Alcoa Disappoints in Third Quarter, China Weakness Prevalent

Alcoa (AA) no longer is the industrial bellwether it once was as the global economy migrates more toward a service orientation, but the aluminum giant still has its hands in a lot of end markets. The company’s third-quarter results, released October 8, showed revenue falling 11% on a year-over-year basis, and modest net income of $0.07 per share, excluding special items. Acquisition and divestitures muddied the waters, but the general take was a negative one.

The company is doing the best it can to migrate away from the volatility of its lower-margin operations, focusing its efforts on value-add operations, and while it is making progress, the company remains tied to the broader economic environment and the pricing pressures that inevitably progress through the course of the cycle. Its Engineered Products and Solutions revenue set a record in the period thanks to burgeoning aerospace revenue, while Global Rolled Products automotive revenue more than doubled on a year-over-year basis.

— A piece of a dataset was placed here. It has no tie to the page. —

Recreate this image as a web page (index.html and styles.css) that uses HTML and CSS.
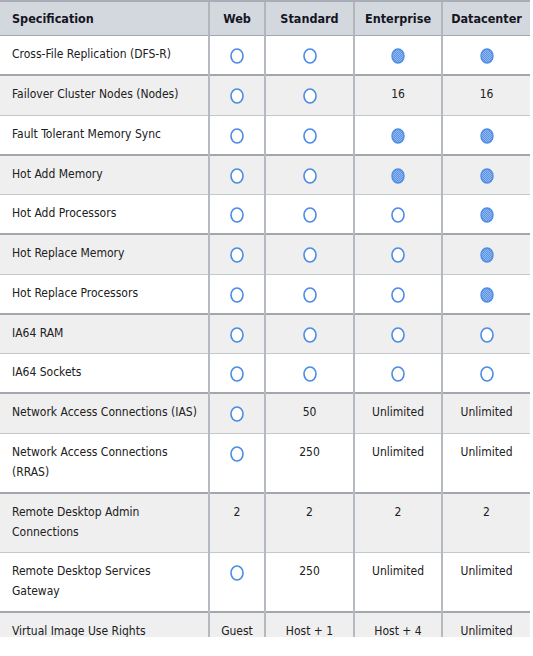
FILE: index.html
```html
<!DOCTYPE html>
<html>
<head>
<meta charset="utf-8">
<link rel="stylesheet" href="styles.css">
</head>
<body>
<svg class="defs" width="0" height="0" aria-hidden="true">
  <defs>
    <pattern id="dither" width="2" height="2" patternUnits="userSpaceOnUse">
      <rect width="2" height="2" fill="#8fb6ee"/>
      <rect width="1" height="1" fill="#5d94e4"/>
      <rect x="1" y="1" width="1" height="1" fill="#5d94e4"/>
    </pattern>
  </defs>
</svg>
<div class="frame">
<table class="spec">
  <colgroup>
    <col class="c-spec"><col class="c-web"><col class="c-std"><col class="c-ent"><col class="c-dc">
  </colgroup>
  <thead>
    <tr><th class="name">Specification</th><th>Web</th><th>Standard</th><th>Enterprise</th><th>Datacenter</th></tr>
  </thead>
  <tbody>
    <tr>
      <td class="name">Cross-File Replication (DFS-R)</td>
      <td><svg class="dot" viewBox="0 0 14 16"><ellipse cx="7" cy="8" rx="6" ry="7" class="open"/></svg></td>
      <td><svg class="dot" viewBox="0 0 14 16"><ellipse cx="7" cy="8" rx="6" ry="7" class="open"/></svg></td>
      <td><svg class="dot" viewBox="0 0 14 16"><ellipse cx="7" cy="8" rx="6" ry="7" class="full"/></svg></td>
      <td><svg class="dot" viewBox="0 0 14 16"><ellipse cx="7" cy="8" rx="6" ry="7" class="full"/></svg></td>
    </tr>
    <tr class="alt">
      <td class="name">Failover Cluster Nodes (Nodes)</td>
      <td><svg class="dot" viewBox="0 0 14 16"><ellipse cx="7" cy="8" rx="6" ry="7" class="open"/></svg></td>
      <td><svg class="dot" viewBox="0 0 14 16"><ellipse cx="7" cy="8" rx="6" ry="7" class="open"/></svg></td>
      <td>16</td>
      <td>16</td>
    </tr>
    <tr>
      <td class="name">Fault Tolerant Memory Sync</td>
      <td><svg class="dot" viewBox="0 0 14 16"><ellipse cx="7" cy="8" rx="6" ry="7" class="open"/></svg></td>
      <td><svg class="dot" viewBox="0 0 14 16"><ellipse cx="7" cy="8" rx="6" ry="7" class="open"/></svg></td>
      <td><svg class="dot" viewBox="0 0 14 16"><ellipse cx="7" cy="8" rx="6" ry="7" class="full"/></svg></td>
      <td><svg class="dot" viewBox="0 0 14 16"><ellipse cx="7" cy="8" rx="6" ry="7" class="full"/></svg></td>
    </tr>
    <tr class="alt">
      <td class="name">Hot Add Memory</td>
      <td><svg class="dot" viewBox="0 0 14 16"><ellipse cx="7" cy="8" rx="6" ry="7" class="open"/></svg></td>
      <td><svg class="dot" viewBox="0 0 14 16"><ellipse cx="7" cy="8" rx="6" ry="7" class="open"/></svg></td>
      <td><svg class="dot" viewBox="0 0 14 16"><ellipse cx="7" cy="8" rx="6" ry="7" class="full"/></svg></td>
      <td><svg class="dot" viewBox="0 0 14 16"><ellipse cx="7" cy="8" rx="6" ry="7" class="full"/></svg></td>
    </tr>
    <tr>
      <td class="name">Hot Add Processors</td>
      <td><svg class="dot" viewBox="0 0 14 16"><ellipse cx="7" cy="8" rx="6" ry="7" class="open"/></svg></td>
      <td><svg class="dot" viewBox="0 0 14 16"><ellipse cx="7" cy="8" rx="6" ry="7" class="open"/></svg></td>
      <td><svg class="dot" viewBox="0 0 14 16"><ellipse cx="7" cy="8" rx="6" ry="7" class="open"/></svg></td>
      <td><svg class="dot" viewBox="0 0 14 16"><ellipse cx="7" cy="8" rx="6" ry="7" class="full"/></svg></td>
    </tr>
    <tr class="alt">
      <td class="name">Hot Replace Memory</td>
      <td><svg class="dot" viewBox="0 0 14 16"><ellipse cx="7" cy="8" rx="6" ry="7" class="open"/></svg></td>
      <td><svg class="dot" viewBox="0 0 14 16"><ellipse cx="7" cy="8" rx="6" ry="7" class="open"/></svg></td>
      <td><svg class="dot" viewBox="0 0 14 16"><ellipse cx="7" cy="8" rx="6" ry="7" class="open"/></svg></td>
      <td><svg class="dot" viewBox="0 0 14 16"><ellipse cx="7" cy="8" rx="6" ry="7" class="full"/></svg></td>
    </tr>
    <tr>
      <td class="name">Hot Replace Processors</td>
      <td><svg class="dot" viewBox="0 0 14 16"><ellipse cx="7" cy="8" rx="6" ry="7" class="open"/></svg></td>
      <td><svg class="dot" viewBox="0 0 14 16"><ellipse cx="7" cy="8" rx="6" ry="7" class="open"/></svg></td>
      <td><svg class="dot" viewBox="0 0 14 16"><ellipse cx="7" cy="8" rx="6" ry="7" class="open"/></svg></td>
      <td><svg class="dot" viewBox="0 0 14 16"><ellipse cx="7" cy="8" rx="6" ry="7" class="full"/></svg></td>
    </tr>
    <tr class="alt">
      <td class="name">IA64 RAM</td>
      <td><svg class="dot" viewBox="0 0 14 16"><ellipse cx="7" cy="8" rx="6" ry="7" class="open"/></svg></td>
      <td><svg class="dot" viewBox="0 0 14 16"><ellipse cx="7" cy="8" rx="6" ry="7" class="open"/></svg></td>
      <td><svg class="dot" viewBox="0 0 14 16"><ellipse cx="7" cy="8" rx="6" ry="7" class="open"/></svg></td>
      <td><svg class="dot" viewBox="0 0 14 16"><ellipse cx="7" cy="8" rx="6" ry="7" class="open"/></svg></td>
    </tr>
    <tr>
      <td class="name">IA64 Sockets</td>
      <td><svg class="dot" viewBox="0 0 14 16"><ellipse cx="7" cy="8" rx="6" ry="7" class="open"/></svg></td>
      <td><svg class="dot" viewBox="0 0 14 16"><ellipse cx="7" cy="8" rx="6" ry="7" class="open"/></svg></td>
      <td><svg class="dot" viewBox="0 0 14 16"><ellipse cx="7" cy="8" rx="6" ry="7" class="open"/></svg></td>
      <td><svg class="dot" viewBox="0 0 14 16"><ellipse cx="7" cy="8" rx="6" ry="7" class="open"/></svg></td>
    </tr>
    <tr class="alt">
      <td class="name">Network Access Connections (IAS)</td>
      <td><svg class="dot" viewBox="0 0 14 16"><ellipse cx="7" cy="8" rx="6" ry="7" class="open"/></svg></td>
      <td>50</td>
      <td>Unlimited</td>
      <td>Unlimited</td>
    </tr>
    <tr>
      <td class="name">Network Access Connections (RRAS)</td>
      <td><svg class="dot" viewBox="0 0 14 16"><ellipse cx="7" cy="8" rx="6" ry="7" class="open"/></svg></td>
      <td>250</td>
      <td>Unlimited</td>
      <td>Unlimited</td>
    </tr>
    <tr class="alt">
      <td class="name">Remote Desktop Admin Connections</td>
      <td>2</td>
      <td>2</td>
      <td>2</td>
      <td>2</td>
    </tr>
    <tr>
      <td class="name">Remote Desktop Services Gateway</td>
      <td><svg class="dot" viewBox="0 0 14 16"><ellipse cx="7" cy="8" rx="6" ry="7" class="open"/></svg></td>
      <td>250</td>
      <td>Unlimited</td>
      <td>Unlimited</td>
    </tr>
    <tr class="alt">
      <td class="name">Virtual Image Use Rights</td>
      <td>Guest</td>
      <td>Host + 1</td>
      <td>Host + 4</td>
      <td>Unlimited</td>
    </tr>
  </tbody>
</table>
</div>
</body>
</html>
```
FILE: styles.css
```css
html, body {
  margin: 0;
  padding: 0;
  background: #ffffff;
}

.defs {
  position: absolute;
  width: 0;
  height: 0;
}

.frame {
  width: 530px;
  height: 637px;
  overflow: hidden;
}

.spec {
  width: 530px;
  table-layout: fixed;
  border-collapse: collapse;
  font-family: "DejaVu Sans Condensed", "Liberation Sans", sans-serif;
  font-size: 12px;
  color: #202020;
}

.c-spec { width: 209px; }
.c-web { width: 56px; }
.c-std { width: 89px; }
.c-ent { width: 88px; }
.c-dc { width: 88px; }

.spec th {
  height: 33px;
  padding: 0 6px;
  background: #d3d8df;
  border-top: 2px solid #a9aeb6;
  border-bottom: 1px solid #a3a8b0;
  border-left: 2px solid #b1b5bc;
  font-weight: bold;
  font-size: 12.5px;
  color: #15151f;
  text-align: center;
  vertical-align: middle;
}

.spec th:first-child {
  border-left: none;
}

.spec td {
  padding: 8px 6px 10px;
  line-height: 20px;
  text-align: center;
  vertical-align: top;
  border-top: 1px solid #c4c7cc;
  border-left: 2px solid #b5b9c0;
}

.spec td:first-child {
  border-left: none;
}

.spec th.name,
.spec td.name {
  text-align: left;
  padding-left: 12px;
  padding-right: 8px;
}

.spec tr.alt td {
  background: #efefef;
  border-top: 2px solid #a2a6ad;
  padding-bottom: 10.5px;
}

.dot {
  display: inline-block;
  width: 14px;
  height: 16px;
  vertical-align: -6px;
}

.dot .open {
  fill: #ffffff;
  stroke: #4a8be4;
  stroke-width: 1.6;
}

.dot .full {
  fill: url(#dither);
  stroke: #4d8ce3;
  stroke-width: 1.4;
}
```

The company expects global aerospace sales to leap 8%-9% and automotive production to advance 2%-4% in 2015.  

New orders from Lockheed Martin (LMT), Airbus (EADSY), and Ford (F) graced the period, as the metals producer completed the previously-announced acquisition of RTI International Metals (RTI). Alcoa recorded the best Alumina profitability year-to-date since 2007, and its free cash flow generation was respectable at $152 million in the period. Plans to separate its business into two Fortune 500 companies, one value-add focused and the other upstream focused, remains on track for completion in the second half of 2016. The company’s new value-add company will include Global Rolled Products, Engineered Products and Solutions, and Transportation and Construction Solutions.

Though Alcoa continues to executive well, the firm remains inextricably tied to the price of aluminum, with the Midwest transaction price down ~27% year-to-date through the end of September. Not all is well in China (FXI) either. The company cut its estimate for 2015 automotive production growth to up 1%-2%, from up 5%-8% previously, reduced its projection for 2015 heavy duty truck and trailer production to down 22%-24%, from down 14%-16% previously, reduced its 2015 commercial building and construction sales growth to up 4%-6%, from up 6%-8% previously. Economic growth in China is slowing at a much faster pace than Alcoa was anticipating, and it is perhaps slowing faster than market expectations as well.

We’ve stated previously about our concerns about holding the aluminum bellwether in the piece, “The Time to Consider Owning Alcoa Has Passed,” and we’re reiterating those views today. Our favorite metal-bender Precision Castparts (PCP) has already been scooped up by the Oracle of Omaha. Alcoa’s value-add business could become interesting after the split, but only at the right price.